◆ **Written task**: For the entries below, how many lines include the word "Clone"? Give the figure and nothing more.

____ Records to use

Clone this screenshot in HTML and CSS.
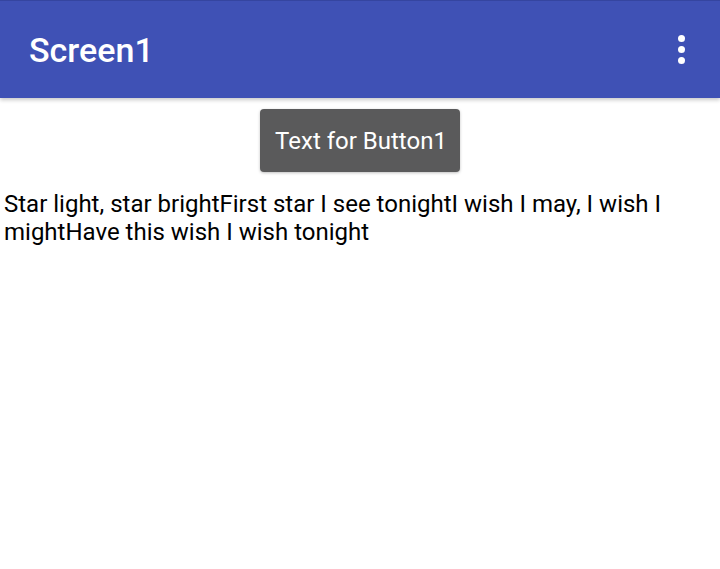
FILE: index.html
```html
<!DOCTYPE html>
<html>
<head>
<meta charset="utf-8">
<link rel="stylesheet" href="styles.css">
</head>
<body>
<header class="appbar">
  <h1 class="title">Screen1</h1>
  <div class="menu" aria-label="More options">
    <span class="dot"></span><span class="dot"></span><span class="dot"></span>
  </div>
</header>
<main class="content">
  <div class="btn-row">
    <button class="btn">Text for Button1</button>
  </div>
  <p class="label">Star light, star brightFirst star I see tonightI wish I may, I wish I mightHave this wish I wish tonight</p>
</main>
</body>
</html>
```
FILE: styles.css
```css
html, body {
  margin: 0;
  padding: 0;
  background: #ffffff;
  font-family: Roboto, "Noto Sans", sans-serif;
}
.appbar {
  height: 98px;
  background: #3f51b5;
  border-top: 1px solid #3545a0;
  box-sizing: border-box;
  display: flex;
  align-items: center;
  justify-content: space-between;
  padding: 0 35px 0 29px;
  box-shadow: 0 2px 4px rgba(0,0,0,0.22);
  position: relative;
}
.title {
  margin: 0;
  color: #ffffff;
  font-weight: 500;
  font-size: 34px;
  line-height: 1;
}
.menu {
  display: flex;
  flex-direction: column;
  gap: 4px;
}
.dot {
  width: 7px;
  height: 7px;
  border-radius: 50%;
  background: #ffffff;
}
.content {
  padding: 11px 0 0 0;
}
.btn-row {
  display: flex;
  justify-content: center;
}
.btn {
  width: 200px;
  height: 63px;
  background: #5a5a5b;
  color: #ffffff;
  border: none;
  border-radius: 4px;
  font-family: Roboto, sans-serif;
  font-size: 24px;
  box-shadow: 0 1px 3px rgba(0,0,0,0.25);
  padding: 0 0 0 2px;
}
.label {
  margin: 18px 0 0 4px;
  font-size: 24px;
  line-height: 28px;
  color: #000000;
}
```
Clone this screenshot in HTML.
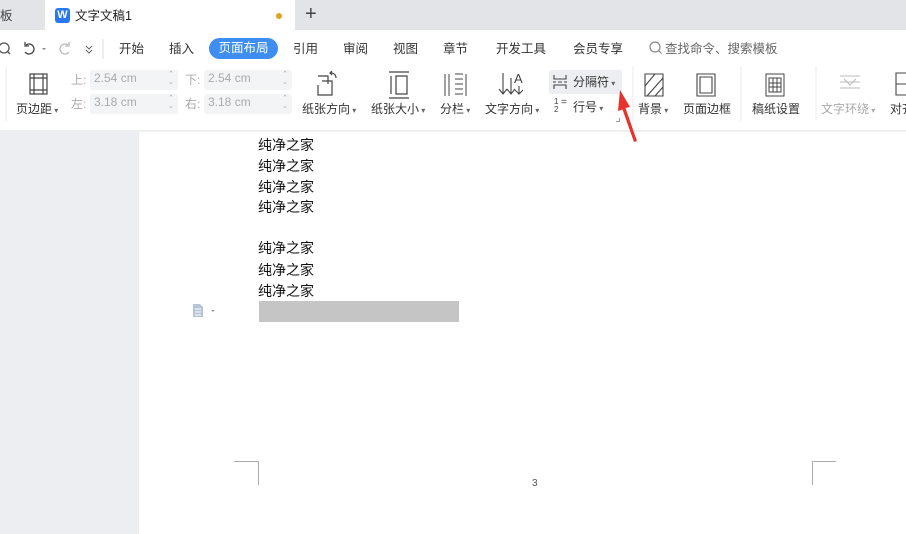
<!DOCTYPE html>
<html><head><meta charset="utf-8">
<style>
*{margin:0;padding:0;box-sizing:border-box}
body{width:906px;height:534px;overflow:hidden;position:relative;background:#fff;font-family:"Liberation Sans","Noto Sans CJK SC",sans-serif;font-size:12px;color:#333}
.a{position:absolute;white-space:nowrap}
.tabbar{left:0;top:0;width:906px;height:30px;background:#e3e4e7}
.tab{left:45px;top:0;width:250px;height:30px;background:#fff}
.menu{top:38px;font-size:12.5px;color:#333}
.lbl{font-size:12px;color:#333}
.g{color:#aaa}
.inp{background:#f3f4f6;border-radius:3px;height:20px;color:#aaa;font-size:12px;padding:1px 0 0 4px}
.sv{position:absolute}
.doc{left:0;top:130px;width:906px;height:404px;background:#fff}
.gut{left:0;top:130px;width:139px;height:404px;background:#eceef1}
.line{left:258px;font-size:14px;color:#111}
</style></head><body>
<div class="a tabbar"></div>
<div class="a" style="left:0;top:5px;font-size:12.5px;color:#444">板</div>
<div class="a tab"></div>
<div class="a" style="left:55px;top:8px;width:15px;height:15px;background:#2a78f0;border-radius:3px;color:#fff;font-size:11px;font-weight:bold;text-align:center;line-height:15px">W</div>
<div class="a" style="left:75px;top:5px;font-size:12.5px;color:#222">文字文稿1</div>
<div class="a" style="left:276px;top:13px;width:6px;height:6px;border-radius:3px;background:#e0a21c"></div>
<div class="a" style="left:305px;top:3px;font-size:20px;color:#444">+</div>

<svg class="sv" style="left:0;top:39px" width="110" height="20"><circle cx="4" cy="9" r="5" fill="none" stroke="#555" stroke-width="1.3"/><path d="M7 12l3 3" stroke="#555" stroke-width="1.3"/><path d="M26 6a5 5 0 1 1 -1 7M25 3v4h4" fill="none" stroke="#444" stroke-width="1.3"/><path d="M42 9l2 2 2-2" fill="#888"/><path d="M68 6a5 5 0 1 0 1 7M69 3v4h-4" fill="none" stroke="#bbb" stroke-width="1.3"/><path d="M86 7l3 3 3-3M86 11l3 3 3-3" fill="none" stroke="#666"/><path d="M103 0v20" stroke="#ddd"/></svg>
<div class="a menu" style="left:119px">开始</div>
<div class="a menu" style="left:169px">插入</div>
<div class="a" style="left:209px;top:38px;width:69px;height:21px;border-radius:11px;background:#3d8ef0;color:#fff;font-size:12.5px;text-align:center;line-height:20px">页面布局</div>
<div class="a menu" style="left:293px">引用</div>
<div class="a menu" style="left:343px">审阅</div>
<div class="a menu" style="left:393px">视图</div>
<div class="a menu" style="left:443px">章节</div>
<div class="a menu" style="left:496px">开发工具</div>
<div class="a menu" style="left:573px">会员专享</div>
<svg class="sv" style="left:649px;top:41px" width="14" height="14"><circle cx="6" cy="6" r="5" fill="none" stroke="#888" stroke-width="1.2"/><path d="M9.5 9.5l3 3" stroke="#888" stroke-width="1.2"/></svg>
<div class="a menu" style="left:665px;color:#666">查找命令、搜索模板</div>

<svg class="sv" style="left:0;top:66px" width="906" height="64" fill="none" stroke="#444" stroke-width="1.2">
<path d="M6 0v55" stroke="#eee"/>
<rect x="30" y="8" width="17" height="20"/><path d="M34 8v20M43 8v20M30 12h17M30 24h17"/>
<path d="M318 10h10v8M322 15h10v14h-14v-10" /><path d="M336 12a5 5 0 0 0 -6 -5M332 5l-2 2 2 2"/>
<path d="M389 6h20M389 32h20M391 10v18M396 10h11v18h-11z"/>
<path d="M445 8v22M449 8v22M455 8h8M455 13h8M455 18h8M455 23h8M455 28h8M466 8v22" stroke-width="1"/>
<path d="M503 7v20M499 23l4 5 4-5M511 12v15M507 23l4 5 4-5" stroke-width="1.1"/><text x="514" y="17" font-size="13" fill="#444" stroke="none" font-family="Liberation Sans">A</text><path d="M519 20v8M515 24l4 4 4-4" stroke-width="1.1"/>
<path d="M645 8h18v22h-18zM645 20l10-12M647 30l16-18M655 30l8-9" stroke-width="1.1"/>
<path d="M697 8h18v22h-18zM700 11h12v16h-12z" stroke-width="1.1"/>
<path d="M766 8h18v22h-18zM769 12h12v14h-12zM769 17h12M769 21h12M773 12v14M777 12v14" stroke-width="1"/>
<path d="M840 10h20M840 16h20M840 22h20M844 13l6 6 6-6" stroke="#bbb" stroke-width="1"/>
<path d="M896 7h12v22h-12zM896 18h12" stroke-width="1.1"/>
<path d="M633 0v55M741 0v55M816 0v55" stroke="#eee"/>
</svg>
<div class="a lbl" style="left:16px;top:100px">页边距<span style="font-size:8px;color:#666"> ▾</span></div>
<div class="a g" style="left:71px;top:71px">上:</div>
<div class="a inp" style="left:90px;top:70px;width:88px">2.54 cm<span style="position:absolute;right:4px;top:1px;font-size:7px;line-height:8px">⌃<br>⌄</span></div>
<div class="a g" style="left:71px;top:95px">左:</div>
<div class="a inp" style="left:90px;top:94px;width:88px">3.18 cm<span style="position:absolute;right:4px;top:1px;font-size:7px;line-height:8px">⌃<br>⌄</span></div>
<div class="a g" style="left:185px;top:71px">下:</div>
<div class="a inp" style="left:204px;top:70px;width:88px">2.54 cm<span style="position:absolute;right:4px;top:1px;font-size:7px;line-height:8px">⌃<br>⌄</span></div>
<div class="a g" style="left:185px;top:95px">右:</div>
<div class="a inp" style="left:204px;top:94px;width:88px">3.18 cm<span style="position:absolute;right:4px;top:1px;font-size:7px;line-height:8px">⌃<br>⌄</span></div>
<div class="a lbl" style="left:302px;top:100px">纸张方向<span style="font-size:8px;color:#666"> ▾</span></div>
<div class="a lbl" style="left:371px;top:100px">纸张大小<span style="font-size:8px;color:#666"> ▾</span></div>
<div class="a lbl" style="left:440px;top:100px">分栏<span style="font-size:8px;color:#666"> ▾</span></div>
<div class="a lbl" style="left:485px;top:100px">文字方向<span style="font-size:8px;color:#666"> ▾</span></div>
<div class="a" style="left:549px;top:70px;width:73px;height:24px;background:#eceef1;border-radius:2px"></div>
<svg class="sv" style="left:552px;top:74px" width="16" height="16" fill="none" stroke="#444" stroke-width="1.1"><path d="M2 1v4h12v-4M1 8h3M6 8h4M12 8h3M2 15v-4h12v4"/></svg>
<div class="a lbl" style="left:573px;top:73px">分隔符<span style="font-size:8px;color:#666"> ▾</span></div>
<div class="a" style="left:554px;top:98px;font-size:8px;line-height:8px;color:#444">1<br>2</div>
<div class="a" style="left:561px;top:97px;font-size:10px;color:#444">=</div>
<div class="a lbl" style="left:573px;top:98px">行号<span style="font-size:8px;color:#666"> ▾</span></div>
<div class="a lbl" style="left:638px;top:100px">背景<span style="font-size:8px;color:#666"> ▾</span></div>
<div class="a lbl" style="left:683px;top:100px">页面边框</div>
<div class="a lbl" style="left:752px;top:100px">稿纸设置</div>
<div class="a lbl" style="left:821px;top:100px;color:#aaa">文字环绕<span style="font-size:8px"> ▾</span></div>
<div class="a lbl" style="left:890px;top:100px">对齐</div>
<div class="a" style="left:616px;top:118px;width:4px;height:4px;border-right:1px solid #999;border-bottom:1px solid #999"></div>

<div class="a doc"></div>
<div class="a gut"></div>
<div class="a" style="left:139px;top:130px;width:767px;height:3px;background:linear-gradient(#e8e8e8,#fff)"></div>
<div class="a line" style="top:135px">纯净之家</div>
<div class="a line" style="top:156px">纯净之家</div>
<div class="a line" style="top:177px">纯净之家</div>
<div class="a line" style="top:197px">纯净之家</div>
<div class="a line" style="top:238px">纯净之家</div>
<div class="a line" style="top:260px">纯净之家</div>
<div class="a line" style="top:281px">纯净之家</div>
<div class="a" style="left:259px;top:301px;width:200px;height:21px;background:#c5c5c5"></div>
<svg class="sv" style="left:192px;top:303px" width="26" height="16"><path d="M1 1h7l3 3v10h-10z" fill="#b7c4d8"/><path d="M3 6h6M3 9h6M3 12h6" stroke="#fff"/><path d="M19 7l2 2 2-2" fill="#999"/></svg>
<div class="a" style="left:234px;top:461px;width:25px;height:1px;background:#aaa"></div>
<div class="a" style="left:258px;top:461px;width:1px;height:24px;background:#aaa"></div>
<div class="a" style="left:812px;top:461px;width:24px;height:1px;background:#aaa"></div>
<div class="a" style="left:812px;top:461px;width:1px;height:24px;background:#aaa"></div>
<div class="a" style="left:532px;top:478px;font-size:10px;color:#555">3</div>

<svg class="sv" style="left:610px;top:85px" width="40" height="62"><path d="M10 5 L20 22 L15.5 23 L27 56 L24 57 L12.5 24.5 L8 26 Z" fill="#e8322c"/></svg>
</body></html>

________

◆ **Result for this task**: 2